Tonight's concert is only the first in a line of impressive centennial performances.

"As part of our centennial season, in the next concert, we are going to do a premiere at Miami, a premiere in the United States, of a composition called 'Chimera,'" said Averbach.

The solos in the composition will be performed by the brass quintet of the Cincinnati Symphony. The composer of the piece, Anthony DiLorenzo, will be attending, as well as Samuel Adler, one of the greatest living American composers.

The second semester holds even more big names and performances for the orchestra.

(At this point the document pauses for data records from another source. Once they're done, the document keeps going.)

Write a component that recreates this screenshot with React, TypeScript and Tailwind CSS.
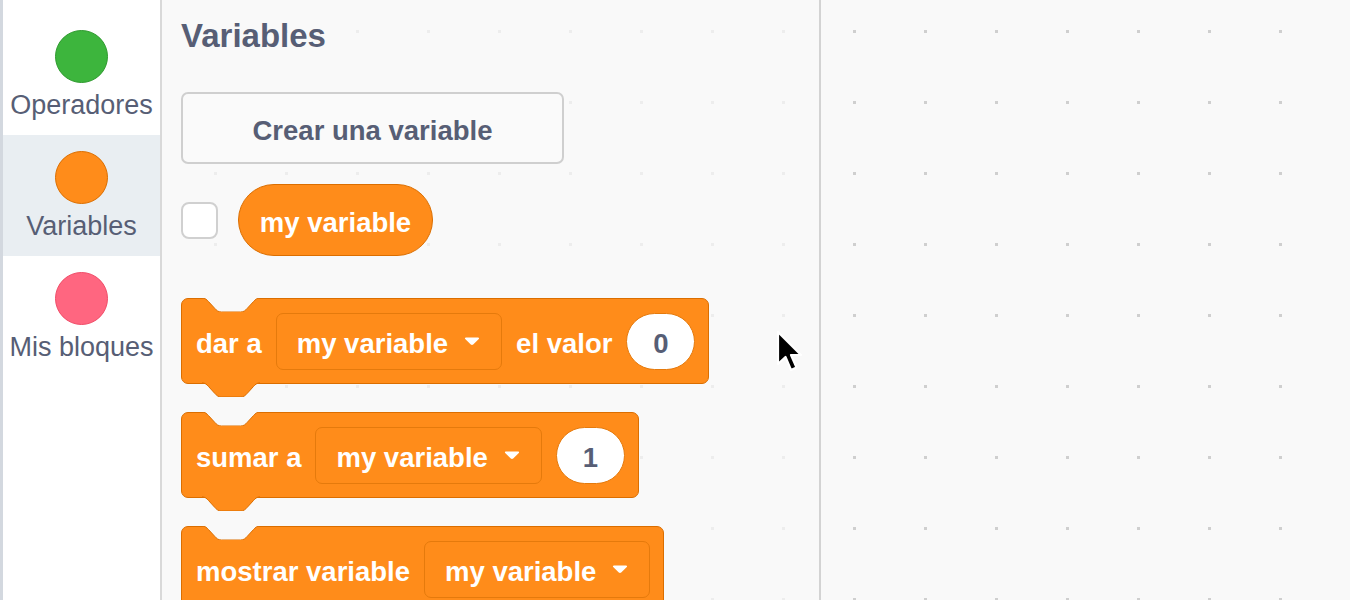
import type { ReactNode } from "react";

const font = { fontFamily: '"Liberation Sans", Arial, Helvetica, sans-serif' };

type Category = { name: string; fill: string; ring: string; active?: boolean };

const categories: Category[] = [
  { name: "Operadores", fill: "bg-[#3db53d]", ring: "border-[#2f9a2f]" },
  { name: "Variables", fill: "bg-[#ff8c1a]", ring: "border-[#db6e00]", active: true },
  { name: "Mis bloques", fill: "bg-[#ff6680]", ring: "border-[#f04c68]" },
];

// Scratch notch outline, 36 x 8 units
const notchPath = "M0,0 c2,0 3,1 4,2 l4,4 c1,1 2,2 4,2 h12 c2,0 3,-1 4,-2 l4,-4 c1,-1 2,-2 4,-2";

function Dropdown() {
  return (
    <div className="flex h-[57px] items-center gap-[16px] rounded-[7px] border border-[#e57a0c] bg-[#ff8c1a] pl-[20px] pr-[21px] pt-[5px]">
      <span>my variable</span>
      <svg className="-mt-[5px]" width="16" height="10" viewBox="0 0 16 10">
        <path d="M2,1.5 h12 c1,0 1.4,1 0.8,1.6 l-5.6,5.4 c-0.7,0.6 -1.7,0.6 -2.4,0 l-5.6,-5.4 c-0.6,-0.6 -0.2,-1.6 0.8,-1.6 z" fill="#fff" />
      </svg>
    </div>
  );
}

function NumberSlot({ value }: { value: string }) {
  return (
    <div className="flex h-[57px] w-[69px] items-center justify-center rounded-full border border-[#e57a0c] bg-white pt-[5px] text-[#575e75]">
      {value}
    </div>
  );
}

function StackBlock({ children }: { children: ReactNode }) {
  return (
    <div className="relative flex h-[86px] w-fit items-center gap-[14px] rounded-[7px] border border-[#db6e00] bg-[#ff8c1a] pl-[14px] pr-[13px] text-[27.5px] font-bold text-white">
      {/* top notch */}
      <svg className="absolute left-[20px] top-[-1px]" width="58" height="14" viewBox="0 0 36 8" preserveAspectRatio="none">
        <path d={notchPath + " Z"} fill="#f9f9f9" />
        <path d={notchPath} fill="none" stroke="#db6e00" strokeWidth="1" vectorEffect="non-scaling-stroke" />
      </svg>
      {/* bottom tab */}
      <svg className="absolute bottom-[-14px] left-[20px]" width="58" height="15" viewBox="0 -0.5 36 8.5" preserveAspectRatio="none">
        <path d={notchPath + " Z"} fill="#ff8c1a" />
        <path d={notchPath} fill="none" stroke="#db6e00" strokeWidth="1" vectorEffect="non-scaling-stroke" />
      </svg>
      {children}
    </div>
  );
}

function Label({ children }: { children: ReactNode }) {
  return <span className="pt-[5px]">{children}</span>;
}

export default function App() {
  return (
    <div className="flex h-[600px] w-[1350px] overflow-hidden bg-[#f9f9f9]" style={font}>
      {/* Category menu */}
      <div className="flex w-[162px] shrink-0 flex-col border-l-[3px] border-r-2 border-l-[#d3d8df] border-r-[#d9d9d9] bg-white pt-[14px]">
        {categories.map((c) => (
          <div
            key={c.name}
            className={`flex h-[121px] flex-col items-center pt-[16px] ${c.active ? "bg-[#e9eef2]" : ""}`}
          >
            <div className={`h-[53px] w-[53px] rounded-full border ${c.fill} ${c.ring}`} />
            <div className="mt-[6px] whitespace-nowrap text-[27px] leading-[32px] text-[#575e75]">{c.name}</div>
          </div>
        ))}
      </div>

      {/* Flyout */}
      <div className="relative w-[659px] shrink-0 border-r-2 border-r-[#d3d3d3] bg-[#f9f9f9] bg-[radial-gradient(circle,#ededed_1.5px,transparent_2px)] bg-[length:71px_71px] bg-[position:18px_-4px] pl-[19px]">
        <h2 className="mt-[16px] text-[33px] font-bold leading-[40px] text-[#575e75]">Variables</h2>

        <button className="mt-[36px] flex h-[72px] w-[383px] items-center justify-center rounded-[7px] border-2 border-[#cfcfcf] bg-[#fafafa] pt-[5px] text-[27.5px] font-bold text-[#575e75]">
          Crear una variable
        </button>

        <div className="mt-[20px] flex items-center gap-[20px]">
          <div className="h-[37px] w-[37px] rounded-[8px] border-2 border-[#d0d0d0] bg-white" />
          <div className="flex h-[72px] w-[195px] items-center justify-center rounded-full border border-[#db6e00] bg-[#ff8c1a] pt-[5px] text-[27.5px] font-bold text-white">
            my variable
          </div>
        </div>

        <div className="mt-[42px] flex flex-col gap-[28px]">
          <StackBlock>
            <Label>dar a</Label>
            <Dropdown />
            <Label>el valor</Label>
            <NumberSlot value="0" />
          </StackBlock>
          <StackBlock>
            <Label>sumar a</Label>
            <Dropdown />
            <NumberSlot value="1" />
          </StackBlock>
          <StackBlock>
            <Label>mostrar variable</Label>
            <Dropdown />
          </StackBlock>
        </div>

        {/* mouse pointer */}
        <svg className="absolute left-[613px] top-[329px]" width="30" height="46" viewBox="0 0 30 46">
          <path d="M3,3 L3,35 L10.5,28 L16,41 L21.5,38.5 L16,26 L26,26 Z" fill="#000" stroke="#fff" strokeWidth="2.2" strokeLinejoin="round" />
        </svg>
      </div>

      {/* Workspace */}
      <div className="flex-1 bg-[#f9f9f9] bg-[radial-gradient(circle,#cfcfcf_1.6px,transparent_2px)] bg-[length:71px_71px] bg-[position:-2px_-4px]" />
    </div>
  );
}
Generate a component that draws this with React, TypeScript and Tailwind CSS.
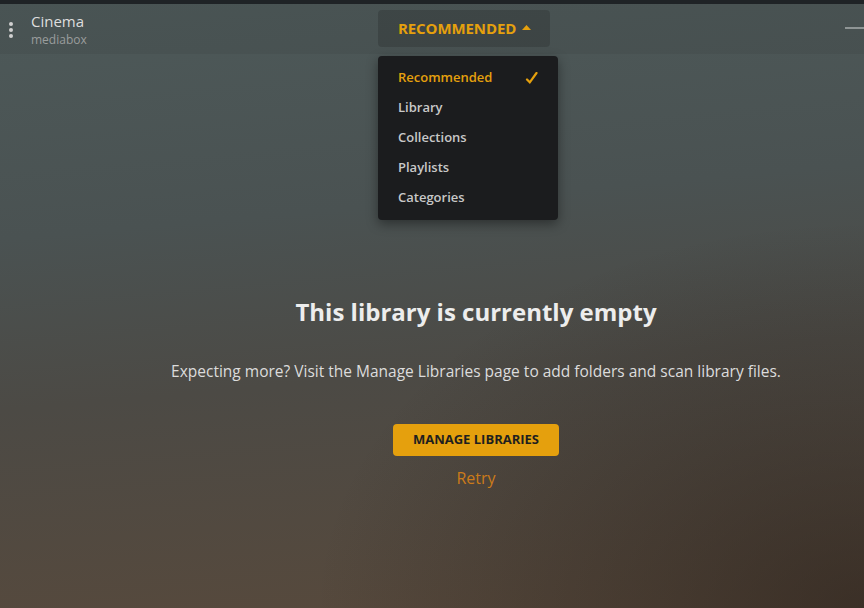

"We are going to do the American premiere of a very important piece that [Arturo Marquez] wrote, a cantata called 'Dreams,'" said Averbach.

The piece will integrate both the orchestra and the choir to create a performance in which lyrics are pieces of famous speeches, beginning with Dr. Martin Luther King Jr.'s "I Have a Dream" speech.

In the same concert there will be a tribute to Malala Yousafzai, the youngest Nobel Prize laureate and Palestinian female education activist.

"I'm going to crown our centennial season, in our last performance, we are going to do a world premiere," said Averbach, "A Miami professor, Per Bloland, will, for the first time, write a composition specifically for the Miami Orchestra."

Approximately 40 percent of the Miami Orchestra is new to the company every year.

"It means that this a landmark event in our history, but at the same time it is a year like any other where we start from scratch, from zero," explained Averbach.

Senior Hayden McDougald, manager of the orchestra, isn't worried by this turnover.

"We have a lot of leadership, experienced players that take [new members] under their wing," he said. "They're going to pull it off and give a successful season."

"We are starting off the year with one of the greatest symphonies ever composed," said Flight. "And I'm looking forward to the rest of the season, which is full of amazing and inspirational compositions."